▶ [EXERCISE AIM]: The listing below must be repeated word for word, with its images excluded.

▶ [SUPPLIED MATERIAL]:
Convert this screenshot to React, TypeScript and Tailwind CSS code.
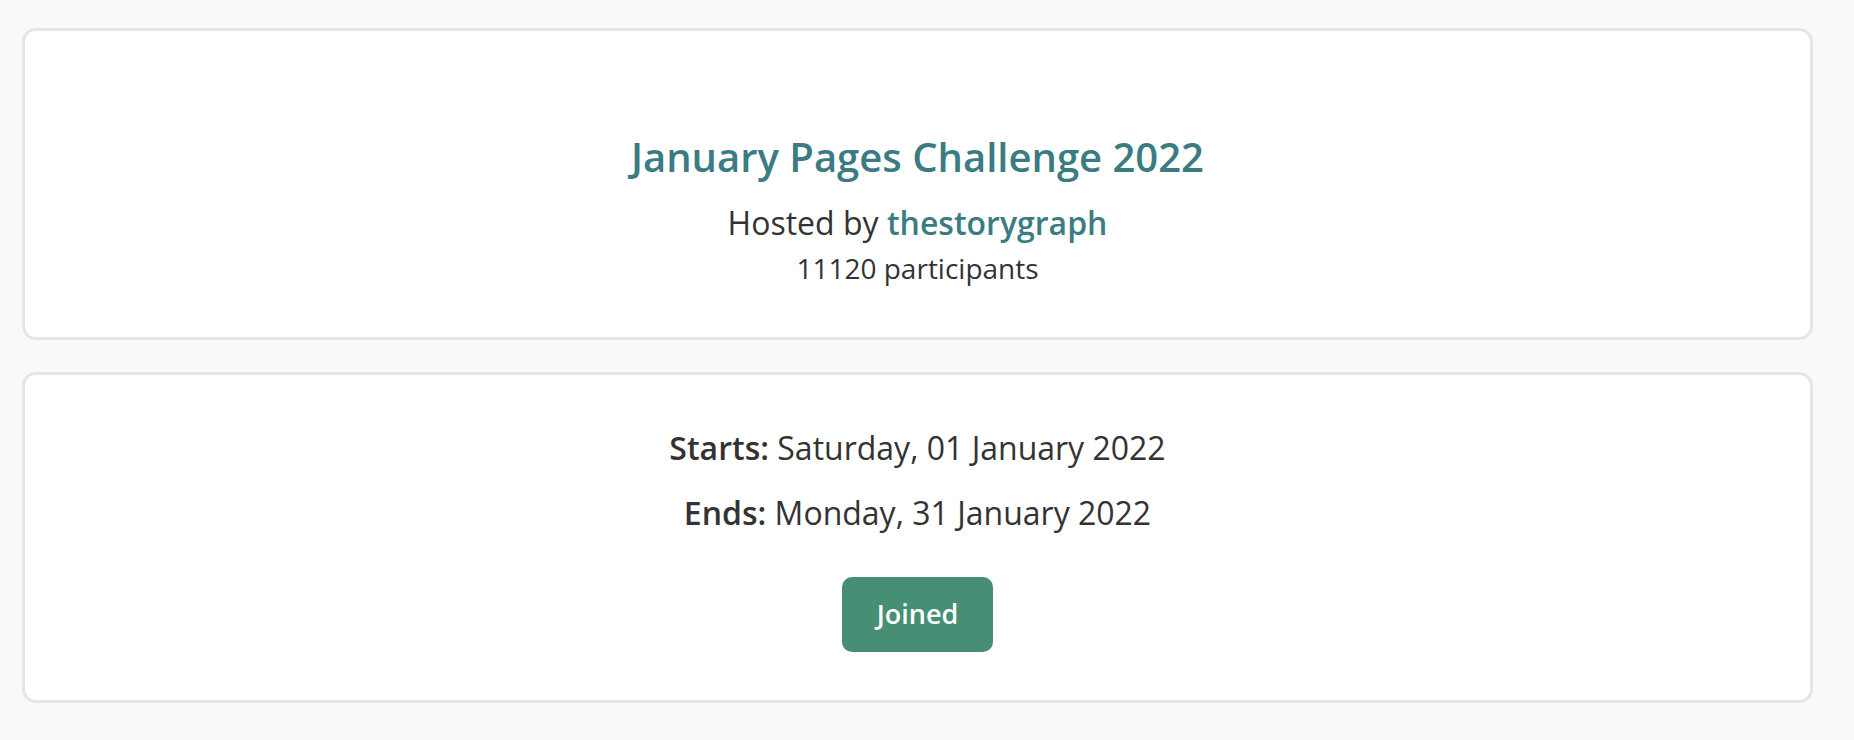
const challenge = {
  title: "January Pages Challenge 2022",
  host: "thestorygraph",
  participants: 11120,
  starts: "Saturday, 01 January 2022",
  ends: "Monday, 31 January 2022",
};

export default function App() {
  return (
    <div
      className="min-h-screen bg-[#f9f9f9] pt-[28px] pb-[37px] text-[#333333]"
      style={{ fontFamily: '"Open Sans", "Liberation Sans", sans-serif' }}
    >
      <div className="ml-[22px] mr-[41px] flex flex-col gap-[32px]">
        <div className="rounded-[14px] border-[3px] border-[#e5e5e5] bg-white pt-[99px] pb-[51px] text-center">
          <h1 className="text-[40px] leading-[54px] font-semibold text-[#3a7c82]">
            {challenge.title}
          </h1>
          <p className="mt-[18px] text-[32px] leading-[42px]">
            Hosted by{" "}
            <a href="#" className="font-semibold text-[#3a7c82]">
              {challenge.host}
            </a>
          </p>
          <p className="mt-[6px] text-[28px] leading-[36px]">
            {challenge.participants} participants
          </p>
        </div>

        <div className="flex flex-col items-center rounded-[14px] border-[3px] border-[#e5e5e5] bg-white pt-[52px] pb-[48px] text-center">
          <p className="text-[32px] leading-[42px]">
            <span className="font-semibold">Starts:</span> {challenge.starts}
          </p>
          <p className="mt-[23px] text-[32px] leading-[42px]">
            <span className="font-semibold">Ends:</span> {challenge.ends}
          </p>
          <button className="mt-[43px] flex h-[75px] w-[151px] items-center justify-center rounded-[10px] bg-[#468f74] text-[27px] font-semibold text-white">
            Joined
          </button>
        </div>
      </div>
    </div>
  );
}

▶ [SOLUTION FOR THIS TASK]:
Convert this screenshot to React, TypeScript and Tailwind CSS code.
const challenge = {
  title: "January Pages Challenge 2022",
  host: "thestorygraph",
  participants: 11120,
  starts: "Saturday, 01 January 2022",
  ends: "Monday, 31 January 2022",
};

export default function App() {
  return (
    <div
      className="min-h-screen bg-[#f9f9f9] pt-[28px] pb-[37px] text-[#333333]"
      style={{ fontFamily: '"Open Sans", "Liberation Sans", sans-serif' }}
    >
      <div className="ml-[22px] mr-[41px] flex flex-col gap-[32px]">
        <div className="rounded-[14px] border-[3px] border-[#e5e5e5] bg-white pt-[99px] pb-[51px] text-center">
          <h1 className="text-[40px] leading-[54px] font-semibold text-[#3a7c82]">
            {challenge.title}
          </h1>
          <p className="mt-[18px] text-[32px] leading-[42px]">
            Hosted by{" "}
            <a href="#" className="font-semibold text-[#3a7c82]">
              {challenge.host}
            </a>
          </p>
          <p className="mt-[6px] text-[28px] leading-[36px]">
            {challenge.participants} participants
          </p>
        </div>

        <div className="flex flex-col items-center rounded-[14px] border-[3px] border-[#e5e5e5] bg-white pt-[52px] pb-[48px] text-center">
          <p className="text-[32px] leading-[42px]">
            <span className="font-semibold">Starts:</span> {challenge.starts}
          </p>
          <p className="mt-[23px] text-[32px] leading-[42px]">
            <span className="font-semibold">Ends:</span> {challenge.ends}
          </p>
          <button className="mt-[43px] flex h-[75px] w-[151px] items-center justify-center rounded-[10px] bg-[#468f74] text-[27px] font-semibold text-white">
            Joined
          </button>
        </div>
      </div>
    </div>
  );
}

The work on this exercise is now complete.